Best Practices for Long-Term Stability
- Separate environments (prod, staging, dev) with strict tag policies.
- Continuously audit metric/tag cardinality using Datadog's Usage Analyzer.
- Deploy Datadog agents with auto-scaling logic tied to cluster growth.
- Define SLIs and SLOs on observability pipelines themselves (dropped data, ingestion latency).
- Regularly benchmark dashboards and queries for latency.
Conclusion
Datadog empowers enterprises with observability, but at scale it can introduce operational risks. High cardinality, agent inefficiencies, and misconfigured integrations are common sources of disruption. By applying disciplined tagging, resource tuning, and data governance, organizations can ensure Datadog remains a reliable observability backbone. Senior leaders must treat observability as a strategic capability, not just a tool deployment.
FAQs
1. How do I troubleshoot high cardinality in Datadog?

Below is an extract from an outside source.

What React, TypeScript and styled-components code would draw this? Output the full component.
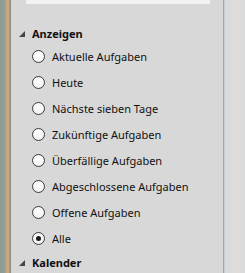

Start with the Usage Analyzer to identify high-cardinality tags. Remove unique identifiers like user IDs from metric tags and aggregate at service or region level.
2. Why are my Datadog agents dropping traces in Kubernetes?
Agents may be under-provisioned or overwhelmed by ephemeral pod churn. Allocate sufficient CPU/memory and consider using cluster checks for distributed workloads.
3. How can I reduce Datadog costs without losing visibility?
Apply log exclusion filters, control metric cardinality, and leverage custom metrics sparingly. Focus on SLO-driven observability rather than blanket data collection.
4. What is the best way to debug Datadog ingestion latency?
Check agent forwarder queues, monitor network latency to intake endpoints, and analyze dashboards for spikes in dropped data. Network throttling or misconfigured proxies are common causes.
5. How do I ensure Datadog integrations scale with microservices?
Adopt standardized tagging, namespace separation, and version-pinned integrations. Continuously monitor integration health checks as part of CI/CD pipelines.